“The more the merrier,” they say, and it couldn’t be more true than in the retail business — the more sales channels you have, the more profitable you’re likely to be. Although online operations as a whole reported higher profits last year, multichannel merchandising exhibited a clear advantage over other business models, according to a new study of over 100 retail companies of varying sizes in a wide range of industries.
The report, titled “The State of Retailing Online 5.0,” is published annually by Shop. org, The Boston Consulting Group, and Forrester Research. In the 2002 version, the key findings are that multichannel retailers’ share of online revenue surged to 67% in 2001 from 54% the year before, and that these merchants will enjoy a compound annual growth rate of 72% between 1998 and 2002, compared to 60% for pure-play businesses. In 2001, catalog-based merchants posted positive operating margins of 6%, compared to a net loss of 6% for the total online retail market (although the researchers expect store- and Web-based retailers to break even this year).
Shoppers spent $51.3 billion on Internet purchases in 2001, a 21% increase from the previous year, and are predicted to lavish $72.1 billion on online merchandise in 2002. People who buy from a variety of sales avenues spend an amazing 72% more a year than shoppers who stick to one channel.
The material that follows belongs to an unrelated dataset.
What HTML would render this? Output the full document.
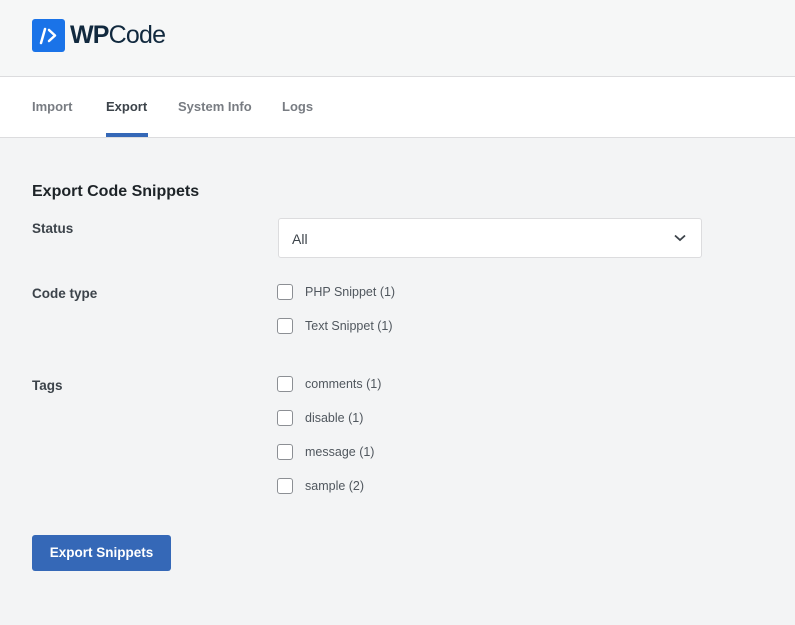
<!DOCTYPE html>
<html><head><style>
*{margin:0;padding:0;box-sizing:border-box}
body{width:795px;height:625px;background:#f3f4f5;font-family:"Liberation Sans",sans-serif;position:relative;overflow:hidden;color:#3c434a}
.hdr{position:absolute;left:0;top:0;width:795px;height:77px;background:#f6f7f7;border-bottom:1px solid #dcdcde}
.logo{position:absolute;left:32px;top:19px;width:33px;height:33px;background:#1a73e8;border-radius:3px}
.brand{position:absolute;left:70px;top:21px;font-size:25px;color:#11293e;letter-spacing:-0.8px}
.tabs{position:absolute;left:0;top:77px;width:795px;height:61px;background:#fff;border-bottom:1px solid #dcdcde}
.tab{position:absolute;top:22px;font-size:13px;font-weight:bold;color:#787c82}
.tab.a{color:#3c434a}
.ul{position:absolute;left:106px;top:56px;width:42px;height:4px;background:#3568b7}
h2{position:absolute;left:32px;top:183px;font-size:16px;font-weight:bold;color:#1d2327}
.lbl{position:absolute;left:32px;font-size:13.5px;font-weight:bold;color:#3c434a}
.sel{position:absolute;left:278px;top:218px;width:424px;height:40px;background:#fff;border:1px solid #dcdcde;border-radius:3px;font-size:14px;padding:12px 0 0 13px;color:#3c434a}
.cb{position:absolute;left:277px;width:16px;height:16px;border:1px solid #8c8f94;border-radius:3px;background:#fff}
.ct{position:absolute;left:305px;font-size:12.5px;color:#50575e}
.btn{position:absolute;left:32px;top:535px;width:139px;height:36px;background:#3568b7;border-radius:3px;color:#fff;font-weight:bold;font-size:13.5px;text-align:center;line-height:36px}
</style></head><body>
<div class="hdr">
<div class="logo"><svg width="33" height="33" viewBox="0 0 33 33"><path d="M13 10 L9 24" stroke="#fff" stroke-width="2.5" stroke-linecap="round"/><path d="M17 11 L23 16.5 L17 22" stroke="#fff" stroke-width="2.5" fill="none" stroke-linecap="round" stroke-linejoin="round"/></svg></div>
<div class="brand"><b>WP</b>Code</div>
</div>
<div class="tabs">
<div class="tab" style="left:32px">Import</div>
<div class="tab a" style="left:106px">Export</div>
<div class="tab" style="left:178px">System Info</div>
<div class="tab" style="left:282px">Logs</div>
<div class="ul"></div>
</div>
<h2>Export Code Snippets</h2>
<div class="lbl" style="top:221px">Status</div>
<div class="sel">All<svg style="position:absolute;right:15px;top:15px" width="12" height="8" viewBox="0 0 12 8"><path d="M1 1.5 L6 6 L11 1.5" stroke="#3c434a" stroke-width="1.8" fill="none"/></svg></div>
<div class="lbl" style="top:286px">Code type</div>
<div class="cb" style="top:284px"></div><div class="ct" style="top:285px">PHP Snippet (1)</div>
<div class="cb" style="top:318px"></div><div class="ct" style="top:319px">Text Snippet (1)</div>
<div class="lbl" style="top:378px">Tags</div>
<div class="cb" style="top:376px"></div><div class="ct" style="top:377px">comments (1)</div>
<div class="cb" style="top:410px"></div><div class="ct" style="top:411px">disable (1)</div>
<div class="cb" style="top:444px"></div><div class="ct" style="top:445px">message (1)</div>
<div class="cb" style="top:478px"></div><div class="ct" style="top:479px">sample (2)</div>
<div class="btn">Export Snippets</div>
</body></html>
For their part, retailers have wised up somewhat to the economics of online retailing. Between 2000 and 2001, they’ve managed to lower the per-order cost of marketing from $20 to $12 and slash the price of customer acquisition from $29 to $14. But much remains to be done: Fulfillment and customer service costs remain high, and only 39% of companies can create customer profiles across multiple channels.